Exercise brief: Pull out every line in the data that has the string "code" in it.

[START Records for this task]

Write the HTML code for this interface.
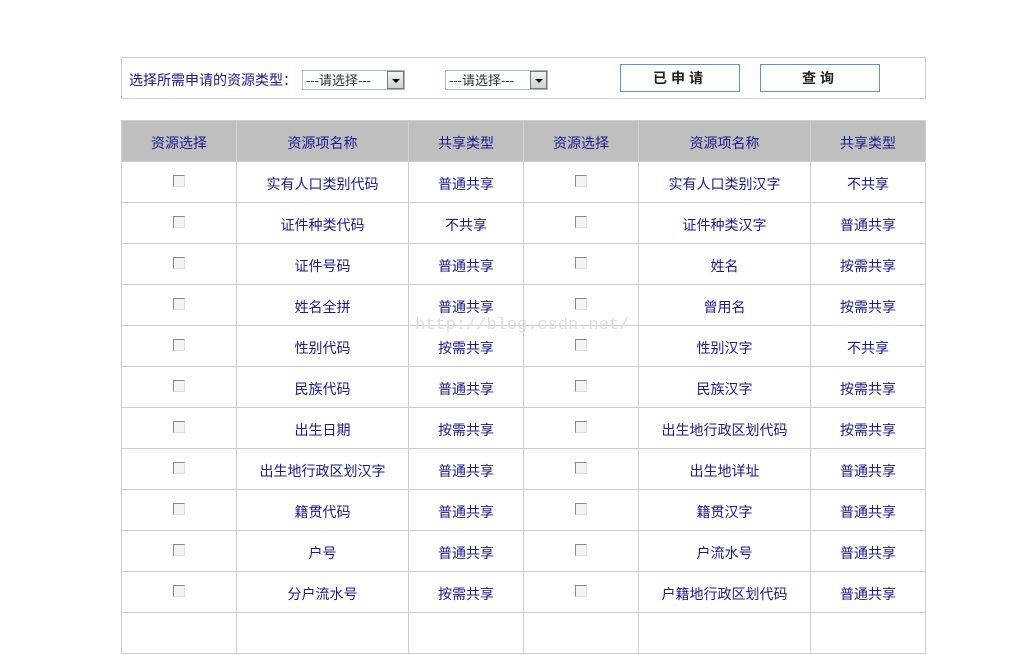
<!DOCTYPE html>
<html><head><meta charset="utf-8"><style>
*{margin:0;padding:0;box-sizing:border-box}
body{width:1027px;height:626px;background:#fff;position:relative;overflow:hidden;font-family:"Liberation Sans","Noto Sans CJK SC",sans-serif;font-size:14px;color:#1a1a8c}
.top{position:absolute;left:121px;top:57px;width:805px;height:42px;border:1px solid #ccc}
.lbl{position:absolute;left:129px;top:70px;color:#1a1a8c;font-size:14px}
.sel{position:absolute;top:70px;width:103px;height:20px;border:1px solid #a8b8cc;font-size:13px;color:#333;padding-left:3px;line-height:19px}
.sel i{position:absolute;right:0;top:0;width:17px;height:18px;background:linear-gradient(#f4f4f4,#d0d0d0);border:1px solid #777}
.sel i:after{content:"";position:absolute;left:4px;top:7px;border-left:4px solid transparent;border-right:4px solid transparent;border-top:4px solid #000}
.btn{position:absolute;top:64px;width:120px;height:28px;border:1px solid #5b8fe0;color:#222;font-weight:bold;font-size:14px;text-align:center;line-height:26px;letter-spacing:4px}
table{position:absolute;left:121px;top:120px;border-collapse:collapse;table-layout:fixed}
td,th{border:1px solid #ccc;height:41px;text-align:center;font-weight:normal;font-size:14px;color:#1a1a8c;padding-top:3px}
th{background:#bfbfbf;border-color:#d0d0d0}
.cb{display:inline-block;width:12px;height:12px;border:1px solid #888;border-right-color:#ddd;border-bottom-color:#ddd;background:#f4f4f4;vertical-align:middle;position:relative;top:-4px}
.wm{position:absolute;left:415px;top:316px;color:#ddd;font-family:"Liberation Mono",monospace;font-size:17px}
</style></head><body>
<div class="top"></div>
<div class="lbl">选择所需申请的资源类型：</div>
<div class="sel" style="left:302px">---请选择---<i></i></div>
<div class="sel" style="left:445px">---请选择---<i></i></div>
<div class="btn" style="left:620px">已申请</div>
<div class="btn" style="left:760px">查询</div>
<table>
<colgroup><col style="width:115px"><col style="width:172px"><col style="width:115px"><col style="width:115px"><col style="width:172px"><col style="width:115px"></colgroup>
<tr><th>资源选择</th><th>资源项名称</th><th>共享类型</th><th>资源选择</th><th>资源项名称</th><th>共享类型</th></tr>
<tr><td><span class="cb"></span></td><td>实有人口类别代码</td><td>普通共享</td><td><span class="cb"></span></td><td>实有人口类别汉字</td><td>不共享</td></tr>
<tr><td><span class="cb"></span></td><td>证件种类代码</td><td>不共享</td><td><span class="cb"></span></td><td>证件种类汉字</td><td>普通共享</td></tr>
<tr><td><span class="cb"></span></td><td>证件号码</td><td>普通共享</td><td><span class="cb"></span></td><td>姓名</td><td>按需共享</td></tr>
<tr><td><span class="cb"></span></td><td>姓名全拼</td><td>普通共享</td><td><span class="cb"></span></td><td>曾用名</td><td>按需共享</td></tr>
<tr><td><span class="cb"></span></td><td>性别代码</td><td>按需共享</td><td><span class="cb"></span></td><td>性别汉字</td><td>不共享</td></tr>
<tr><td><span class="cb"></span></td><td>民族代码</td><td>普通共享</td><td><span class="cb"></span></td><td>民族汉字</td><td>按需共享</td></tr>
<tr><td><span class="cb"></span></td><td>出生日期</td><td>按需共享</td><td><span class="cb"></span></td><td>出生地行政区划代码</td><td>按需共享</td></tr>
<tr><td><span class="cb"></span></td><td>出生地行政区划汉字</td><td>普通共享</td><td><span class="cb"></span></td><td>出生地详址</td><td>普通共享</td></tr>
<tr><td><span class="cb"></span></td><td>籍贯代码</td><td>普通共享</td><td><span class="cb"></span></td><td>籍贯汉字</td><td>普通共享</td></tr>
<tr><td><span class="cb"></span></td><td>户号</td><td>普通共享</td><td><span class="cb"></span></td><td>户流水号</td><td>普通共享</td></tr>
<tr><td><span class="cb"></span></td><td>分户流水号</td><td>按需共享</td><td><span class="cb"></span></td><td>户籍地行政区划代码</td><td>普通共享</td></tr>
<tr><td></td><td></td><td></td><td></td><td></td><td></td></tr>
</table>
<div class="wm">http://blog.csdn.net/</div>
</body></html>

[END Records for this task]
[START Records for this task]

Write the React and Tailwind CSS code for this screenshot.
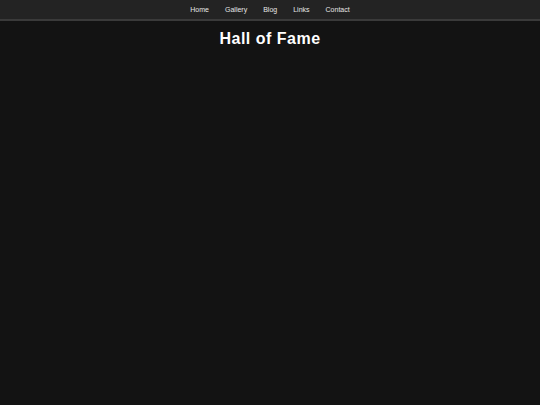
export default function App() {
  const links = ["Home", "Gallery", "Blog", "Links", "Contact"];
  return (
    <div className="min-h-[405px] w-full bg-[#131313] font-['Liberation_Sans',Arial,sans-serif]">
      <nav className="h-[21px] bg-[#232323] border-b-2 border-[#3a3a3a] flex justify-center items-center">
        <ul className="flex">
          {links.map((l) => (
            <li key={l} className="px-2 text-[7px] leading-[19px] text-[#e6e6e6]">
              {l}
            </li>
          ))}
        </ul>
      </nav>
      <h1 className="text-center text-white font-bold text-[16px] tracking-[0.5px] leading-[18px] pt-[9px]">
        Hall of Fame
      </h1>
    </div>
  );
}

[END Records for this task]
[START Records for this task]

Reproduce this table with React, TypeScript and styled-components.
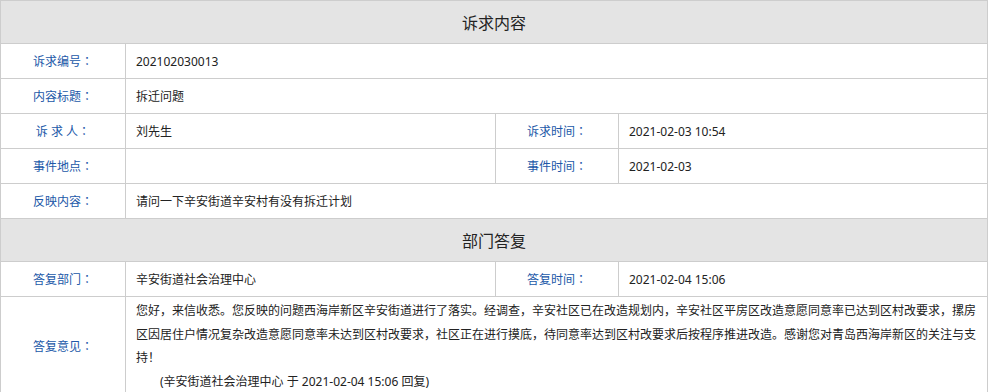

[END Records for this task]

Expected output:
Write the HTML code for this interface.
Write the React and Tailwind CSS code for this screenshot.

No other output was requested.